The disadvantage of the
traditional chain alignment is that 100 lbs of the bike weight is carried by the
“rigid” chain connection between the frame and rear wheel, thus the rear
wheel behaves as if it had 100 extra pounds of ‘unsprung’ weight during
acceleration. Any ‘unsprung’
weight has trouble following the changes in terrain.
Adding another 100 lbs to this ‘unsprung’ weight during acceleration
adversely affects the rear tire’s ability to follow the terrain.
(This adds another reason to exit a turn one gear higher.
The higher the gear, the less the engine torque is multiplies; thus, the
rigid connection between the frame and rear wheel is minimized!)
The ‘Torque Eliminator” product effectively eliminates the rigid
connection between the frame and rear wheel.
By aligning the chain parallel to the swing arm, the chain tension
becomes parallel to the swing arm. Without
an angle between the chain and the swing arm, the forces are purely horizontal
with no vertical components. No
vertical forces mean no frame lift and no rigid connection between the frame and
rear wheel. All 400 lbs of bike and
rider weight act as ‘sprung’ weight transmitted to the ground through the
rear shock spring. This also
explains why the ‘Torque
Eliminator’ product requires a stiffer shock spring. Without the 100 lbs vertical force at the frame to counter
rear end squat during acceleration, the bike requires a stiffer spring rate to
eliminate excessive squat. Most
riders experimenting with this ‘Torque Eliminator’ system found that they
preferred the potential for frame lift over a smoother ride.

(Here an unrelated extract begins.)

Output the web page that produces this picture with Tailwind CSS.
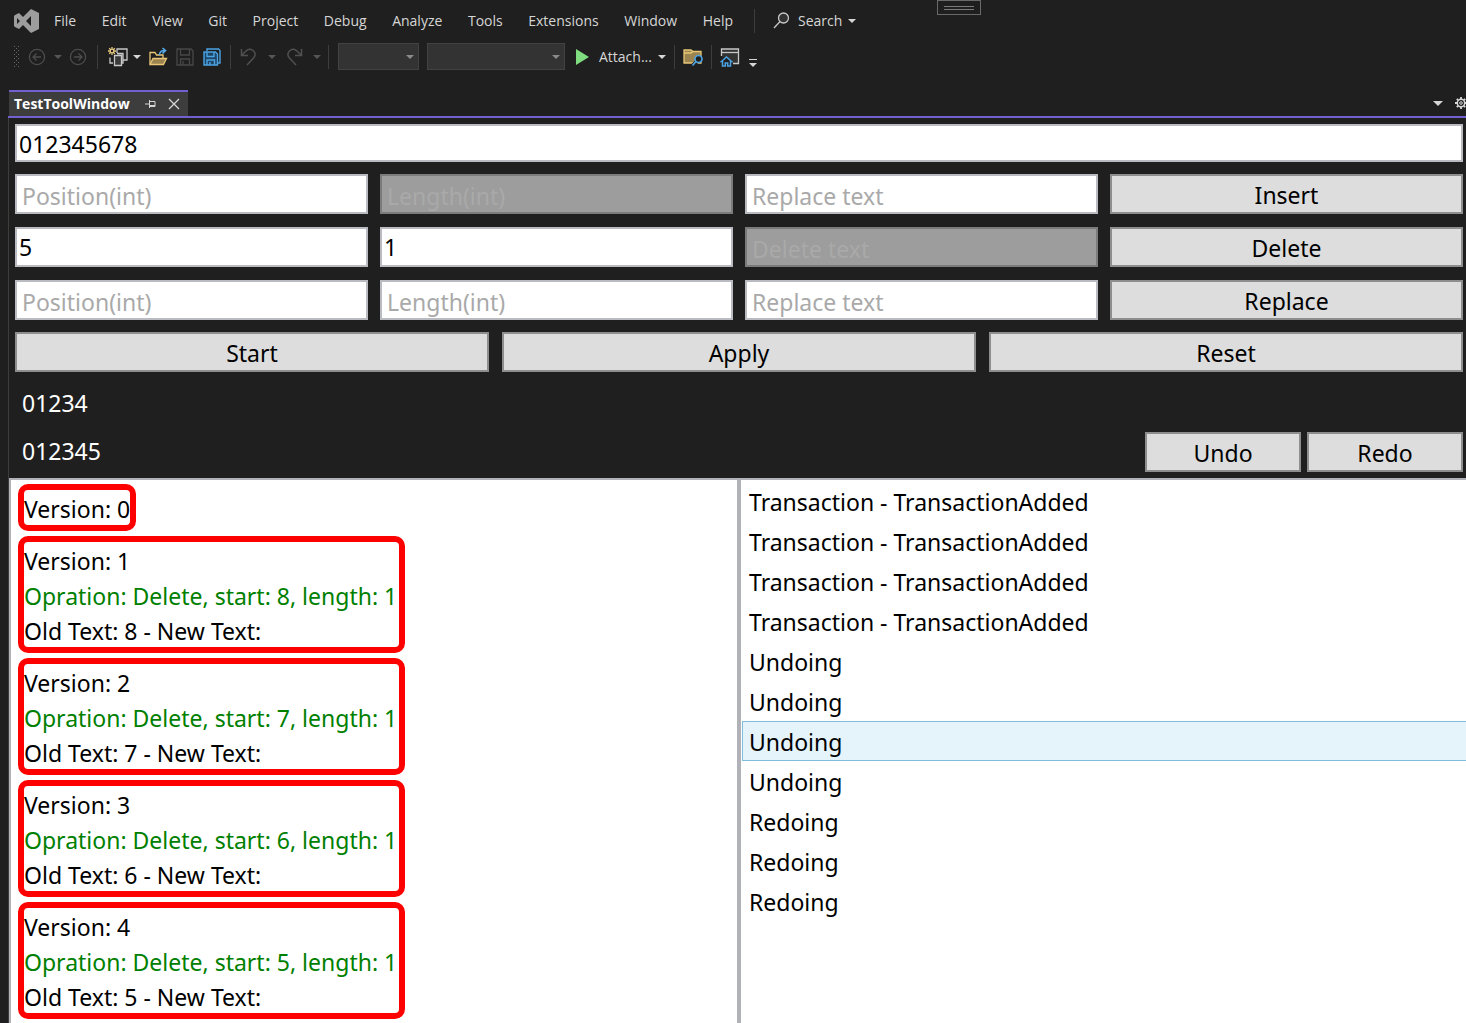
<!DOCTYPE html>
<html lang="en">
<head>
<meta charset="utf-8">
<title>TestToolWindow</title>
<script src="https://cdn.jsdelivr.net/npm/@tailwindcss/browser@4"></script>
</head>
<body class="flex h-screen flex-col overflow-hidden bg-[#1f1f1f] font-['Open_Sans','Noto_Sans',sans-serif] text-sm text-[#d6d6d6]">

<svg class="hidden">
  <symbol id="caret" viewBox="0 0 8 4"><path d="M0 0h8L4 4z" fill="currentColor"/></symbol>
</svg>

<header class="relative">
  <nav class="flex h-10 items-center pt-px pl-[14px]" aria-label="Main menu">
    <svg class="mr-[15px] h-[26px] w-[25px]" viewBox="0 0 25 26" fill="#9d9d9d"><path fill-rule="evenodd" d="M17 1l8 4v16l-8 4-8-8-4 4-4-2-1-1V8l1-1 4-2 4 4zM3 10v6l3-3zM17 8l-5 5 5 5z"/></svg>
    <div class="flex w-[679px] justify-between">
      <a href="#">File</a><a href="#">Edit</a><a href="#">View</a><a href="#">Git</a><a href="#">Project</a><a href="#">Debug</a><a href="#">Analyze</a><a href="#">Tools</a><a href="#">Extensions</a><a href="#">Window</a><a href="#">Help</a>
    </div>
    <span class="ml-[21px] h-6 w-px bg-[#3d3d3d]"></span>
    <button class="ml-[18px] flex items-center">
      <svg class="mr-2 size-[17px]" viewBox="0 0 17 17" fill="none" stroke="#c8c8c8" stroke-width="1.3"><circle cx="10.5" cy="6" r="5" fill="#333"/><path d="M7 9.5L1 16"/></svg>
      Search
      <svg class="ml-[6px] h-1 w-2"><use href="#caret"/></svg>
    </button>
  </nav>
  <button class="absolute top-0 left-[937px] flex h-[15px] w-11 flex-col items-center justify-center gap-[2px] border border-[#6a6a6a]" aria-label="Show toolbar">
    <span class="h-px w-[30px] bg-[#7a7a7a]"></span><span class="h-px w-[30px] bg-[#7a7a7a]"></span>
  </button>

  <div class="flex h-[33px] items-center pl-[13px]" role="toolbar" aria-label="Standard">
    <svg class="h-[22px] w-2" viewBox="0 0 8 22" fill="#666"><path d="M1 0h1v1H1zM5 0h1v1H5zM3 2h1v1H3zM1 4h1v1H1zM5 4h1v1H5zM3 6h1v1H3zM1 8h1v1H1zM5 8h1v1H5zM3 10h1v1H3zM1 12h1v1H1zM5 12h1v1H5zM3 14h1v1H3zM1 16h1v1H1zM5 16h1v1H5zM3 18h1v1H3zM1 20h1v1H1zM5 20h1v1H5z"/></svg>
    <button class="flex w-8 justify-center" aria-label="Back" disabled><svg class="size-[18px]" viewBox="0 0 18 18" fill="none" stroke="#4c4c4c" stroke-width="1.3"><circle cx="9" cy="9" r="7.6"/><path d="M13 9H5.500M8.500 5.500L5 9l3.500 3.500"/></svg></button>
    <button class="flex w-[10px] justify-center text-[#555]" aria-label="Back history"><svg class="h-1 w-2"><use href="#caret"/></svg></button>
    <button class="flex w-[30px] justify-center" aria-label="Forward" disabled><svg class="size-[18px]" viewBox="0 0 18 18" fill="none" stroke="#4c4c4c" stroke-width="1.3"><circle cx="9" cy="9" r="7.6"/><path d="M5 9h7.500M9.500 5.500L13 9l-3.500 3.500"/></svg></button>
    <span class="mr-2 ml-1 h-6 w-px bg-[#3d3d3d]"></span>
    <button class="flex w-6 justify-center" aria-label="New project"><svg class="size-[22px]" viewBox="0 0 22 22" fill="none" stroke="#c8c8c8" stroke-width="1.3"><path d="M10 7V3h10v11h-4"/><path d="M10 7.500h6V17h-2" fill="#555"/><path d="M7.500 9.500h7v10h-7z" fill="#3a3a3a"/><path d="M3 11.500V17h3"/><path stroke="#f0d080" d="M5 1v8M1 5h8M2.200 2.200l5.600 5.600M7.800 2.200L2.200 7.800"/><circle cx="5" cy="5" r="1.200" fill="#1f1f1f" stroke="none"/></svg></button>
    <button class="flex w-[14px] justify-center" aria-label="New options"><svg class="h-1 w-2"><use href="#caret"/></svg></button>
    <button class="flex w-[27px] justify-center" aria-label="Open"><svg class="size-5" viewBox="0 0 20 20" fill="none" stroke="#e8c878" stroke-width="1.3"><path d="M2 17V5.500h5L8.500 8H15v3"/><path d="M2 17.500L5 11.500h13.500l-3 6z" fill="#9c8450"/><path stroke="#55aaec" stroke-width="1.600" d="M11.500 8c0-3 2-4.500 5-4.500M14.500 1l3 2.500-3 3"/></svg></button>
    <button class="flex w-7 justify-center" aria-label="Save" disabled><svg class="size-[18px]" viewBox="0 0 18 18" fill="none" stroke="#484848" stroke-width="1.3"><path d="M1 1h14l2 2v14H1zM4.500 1v6h9V1M4.500 17v-6h9v6M7 13v4"/></svg></button>
    <button class="flex w-[26px] justify-center" aria-label="Save all"><svg class="size-[18px]" viewBox="0 0 18 18" fill="none" stroke="#4ba3e3" stroke-width="1.4"><path d="M4 3V1h11.500L17 2.500V15h-2"/><path d="M1 4h11.500l2 2v11H1z" fill="#1d4666"/><path d="M4 4v4.500h7V4M4 17v-5h7.500v5M7 14v3"/></svg></button>
    <span class="mr-1 ml-[5px] h-6 w-px bg-[#3d3d3d]"></span>
    <button class="flex w-7 justify-center" aria-label="Undo action" disabled><svg class="size-[18px]" viewBox="0 0 18 18" fill="none" stroke="#505050" stroke-width="1.5"><path d="M1.500 1v6.500H8M2 7l4-4c2-2 5-2 7-.5s3 4.500 1 7L7 17"/></svg></button>
    <button class="flex w-[18px] justify-center text-[#555]" aria-label="Undo list"><svg class="h-1 w-2"><use href="#caret"/></svg></button>
    <button class="flex w-[25px] justify-center" aria-label="Redo action" disabled><svg class="size-[18px]" viewBox="0 0 18 18" fill="none" stroke="#505050" stroke-width="1.5"><path d="M16.500 1v6.500H10M16 7l-4-4C10 1 7 1 5 2.500s-3 4.500-1 7l7 7.500"/></svg></button>
    <button class="flex w-[22px] justify-center text-[#555]" aria-label="Redo list"><svg class="h-1 w-2"><use href="#caret"/></svg></button>
    <span class="h-6 w-px bg-[#3d3d3d]"></span>
    <div class="relative ml-[9px] text-[#8a8a8a]">
      <select class="block h-[27px] w-[81px] appearance-none border border-[#424242] bg-[#333]" aria-label="Configuration"><option></option></select>
      <svg class="pointer-events-none absolute top-[12px] right-[5px] h-1 w-2"><use href="#caret"/></svg>
    </div>
    <div class="relative ml-2 text-[#8a8a8a]">
      <select class="block h-[27px] w-[138px] appearance-none border border-[#424242] bg-[#333]" aria-label="Platform"><option></option></select>
      <svg class="pointer-events-none absolute top-[12px] right-[5px] h-1 w-2"><use href="#caret"/></svg>
    </div>
    <button class="ml-2 flex w-[101px] items-center pl-[3px]">
      <svg class="mr-[10px] h-[18px] w-[13px]" viewBox="0 0 13 18"><path d="M0 1l13 8-13 8z" fill="#7fdc7f"/></svg>
      Attach...
      <svg class="mr-2 ml-auto h-1 w-2"><use href="#caret"/></svg>
    </button>
    <span class="h-6 w-px bg-[#3d3d3d]"></span>
    <button class="flex w-9 justify-center" aria-label="Find in files"><svg class="size-5" viewBox="0 0 20 20" fill="none" stroke="#e8c878" stroke-width="1.3"><path d="M1 3h7l2 1.500h8V16H1z" fill="#9c8450"/><path d="M1 6h7l2-1.500"/><path d="M9.500 19l4-4" stroke="#1f1f1f" stroke-width="4"/><circle cx="15.500" cy="12" r="3.500" fill="#1f1f1f" stroke="#4ba3e3" stroke-width="1.700"/><path d="M13 14.500L9.500 18.500" stroke="#4ba3e3" stroke-width="1.700"/></svg></button>
    <span class="h-6 w-px bg-[#3d3d3d]"></span>
    <button class="flex w-9 justify-center" aria-label="Start window"><svg class="size-5" viewBox="0 0 20 20" fill="none" stroke="#c8c8c8" stroke-width="1.3"><path d="M1.500 9V2h17v14.500H13" fill="#333"/><path d="M1.500 5.500h17"/><path d="M1.500 14.500l5-4.500 5 4.500h-1V19H7.700v-3H5.300v3H2.500v-4.500z" fill="#1f1f1f" stroke="#4ba3e3" stroke-width="1.500"/></svg></button>
    <button class="flex w-[10px] justify-center pt-3" aria-label="Toolbar options"><svg class="h-2 w-2" viewBox="0 0 8 8" fill="#d6d6d6"><path d="M0 0h8v1H0zM0 4h8L4 8z"/></svg></button>
  </div>
</header>

<main class="mt-[17px] flex min-h-0 flex-1 flex-col pl-2">
  <div class="flex h-7 items-center border-b-2 border-[#7160d0] pl-px">
    <div class="flex h-full w-[179px] items-center border-t-2 border-[#7160d0] bg-[#3d3d3d] pl-[5px] font-bold text-white">
      <span class="w-[131px]">TestToolWindow</span>
      <button aria-label="Pin"><svg class="h-[10px] w-[11px]" viewBox="0 0 11 10" fill="none" stroke="#d6d6d6"><path d="M0 5h4M4.500 1v8M5 2.500h5v5H5M5 6.500h5"/></svg></button>
      <button class="ml-3" aria-label="Close"><svg class="size-3" viewBox="0 0 12 12" stroke="#d6d6d6" stroke-width="1.3"><path d="M1 1l10 10M11 1L1 11"/></svg></button>
    </div>
    <button class="ml-auto" aria-label="Window list"><svg class="h-[5px] w-[10px]"><use href="#caret"/></svg></button>
    <button class="ml-3 w-[11px] overflow-hidden" aria-label="Options"><svg class="size-3" viewBox="0 0 12 12" fill="none" stroke="#d6d6d6"><circle cx="6" cy="6" r="3.700" stroke-width="1.500"/><circle cx="6" cy="6" r="1.300"/><path stroke-width="1.800" d="M6 0v2M6 10v2M0 6h2M10 6h2M1.800 1.800l1.400 1.400M8.800 8.800l1.400 1.400M10.200 1.800L8.800 3.200M3.200 8.800l-1.400 1.400"/></svg></button>
  </div>

  <div class="flex min-h-0 flex-1 flex-col border-l border-[#3d3d3d] font-['Noto_Sans','Open_Sans',sans-serif] text-[23px] leading-[35px] text-black">
    <form class="flex flex-col gap-3 pt-[6px] pr-[3px] pl-[6px]">
      <input class="h-[38px] w-full border-2 border-[#b9bbc0] bg-white px-[2px] pt-[2px]" aria-label="Text" value="012345678">
      <div class="grid grid-cols-4 gap-x-3 gap-y-[13px]">
        <input class="h-10 min-w-0 border-2 border-[#b9bbc0] bg-white px-[5px] pt-1 placeholder:text-[#a9a9a9]" aria-label="Insert position" placeholder="Position(int)">
        <input class="h-10 min-w-0 border-2 border-[#7b7b7b] bg-[#9d9d9d] px-[5px] pt-1 placeholder:text-[#a9a9a9]" aria-label="Insert length" placeholder="Length(int)" disabled>
        <input class="h-10 min-w-0 border-2 border-[#b9bbc0] bg-white px-[5px] pt-1 placeholder:text-[#a9a9a9]" aria-label="Insert text" placeholder="Replace text">
        <button type="button" class="h-10 border-2 border-[#8e8e8e] bg-[#ddd] pt-[2px]">Insert</button>
        <input class="h-10 min-w-0 border-2 border-[#b9bbc0] bg-white px-[2px]" aria-label="Delete position" value="5">
        <input class="h-10 min-w-0 border-2 border-[#b9bbc0] bg-white px-[2px]" aria-label="Delete length" value="1">
        <input class="h-10 min-w-0 border-2 border-[#7b7b7b] bg-[#9d9d9d] px-[5px] pt-1 placeholder:text-[#a9a9a9]" aria-label="Delete text" placeholder="Delete text" disabled>
        <button type="button" class="h-10 border-2 border-[#8e8e8e] bg-[#ddd] pt-[2px]">Delete</button>
        <input class="h-10 min-w-0 border-2 border-[#b9bbc0] bg-white px-[5px] pt-1 placeholder:text-[#a9a9a9]" aria-label="Replace position" placeholder="Position(int)">
        <input class="h-10 min-w-0 border-2 border-[#b9bbc0] bg-white px-[5px] pt-1 placeholder:text-[#a9a9a9]" aria-label="Replace length" placeholder="Length(int)">
        <input class="h-10 min-w-0 border-2 border-[#b9bbc0] bg-white px-[5px] pt-1 placeholder:text-[#a9a9a9]" aria-label="Replacement text" placeholder="Replace text">
        <button type="button" class="h-10 border-2 border-[#8e8e8e] bg-[#ddd] pt-[2px]">Replace</button>
      </div>
      <div class="grid grid-cols-3 gap-[13px]">
        <button type="button" class="h-10 border-2 border-[#8e8e8e] bg-[#ddd] pt-[2px]">Start</button>
        <button type="button" class="h-10 border-2 border-[#8e8e8e] bg-[#ddd] pt-[2px]">Apply</button>
        <button type="button" class="h-10 border-2 border-[#8e8e8e] bg-[#ddd] pt-[2px]">Reset</button>
      </div>
    </form>
    <p class="mt-[14px] pl-[13px] text-white">01234</p>
    <div class="mt-[11px] mb-[6px] flex h-10 gap-[6px] pr-[3px] pl-[13px]">
      <p class="mr-auto pt-[2px] text-white">012345</p>
      <button type="button" class="h-10 w-[156px] border-2 border-[#8e8e8e] bg-[#ddd] pt-[2px]">Undo</button>
      <button type="button" class="h-10 w-[156px] border-2 border-[#8e8e8e] bg-[#ddd] pt-[2px]">Redo</button>
    </div>

    <div class="-mr-[3px] grid min-h-0 flex-1 grid-cols-2">
      <ul class="flex flex-col items-start gap-[5px] overflow-hidden border-2 border-b-0 border-[#b0b2b7] bg-white pt-1 pl-[7px] whitespace-nowrap *:shrink-0 *:rounded-[10px] *:border-6 *:border-[#f00] *:pt-[2px]">
        <li><p class="-mb-[2px]">Version: 0</p></li>
        <li class="min-w-[387px]"><p>Version: 1</p><p class="text-[#008000]">Opration: Delete, start: 8, length: 1</p><p class="-mb-[2px]">Old Text: 8 - New Text:</p></li>
        <li class="min-w-[387px]"><p>Version: 2</p><p class="text-[#008000]">Opration: Delete, start: 7, length: 1</p><p class="-mb-[2px]">Old Text: 7 - New Text:</p></li>
        <li class="min-w-[387px]"><p>Version: 3</p><p class="text-[#008000]">Opration: Delete, start: 6, length: 1</p><p class="-mb-[2px]">Old Text: 6 - New Text:</p></li>
        <li class="min-w-[387px]"><p>Version: 4</p><p class="text-[#008000]">Opration: Delete, start: 5, length: 1</p><p class="-mb-[2px]">Old Text: 5 - New Text:</p></li>
      </ul>
      <ul class="overflow-hidden border-t-2 border-l-2 border-[#b0b2b7] bg-white pt-px pl-px *:h-10 *:border *:border-r-0 *:px-[6px] *:leading-[40px]">
        <li class="border-transparent">Transaction - TransactionAdded</li>
        <li class="border-transparent">Transaction - TransactionAdded</li>
        <li class="border-transparent">Transaction - TransactionAdded</li>
        <li class="border-transparent">Transaction - TransactionAdded</li>
        <li class="border-transparent">Undoing</li>
        <li class="border-transparent">Undoing</li>
        <li class="border-[#7fbfdc] bg-[#e5f3fb]">Undoing</li>
        <li class="border-transparent">Undoing</li>
        <li class="border-transparent">Redoing</li>
        <li class="border-transparent">Redoing</li>
        <li class="border-transparent">Redoing</li>
      </ul>
    </div>
  </div>
</main>
</body>
</html>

It should be noted that a 500 cc bike has about 1.5 times more torque
than a 250 cc bike and proportionally greater chain tension. Conversely a 125 cc bike would have about half the potential
chain tension of a 250 cc bike. Additionally,
there is more engine torque multiplication / chain tension in the lower gears
and less in the higher gears. This
explains why reactions at the rear wheel and frame will be more noticeable in
the lower gears with large displacement bikes.
Happy trails and don’t forget to ‘Gas It’ to clear that next obstacle or double jump!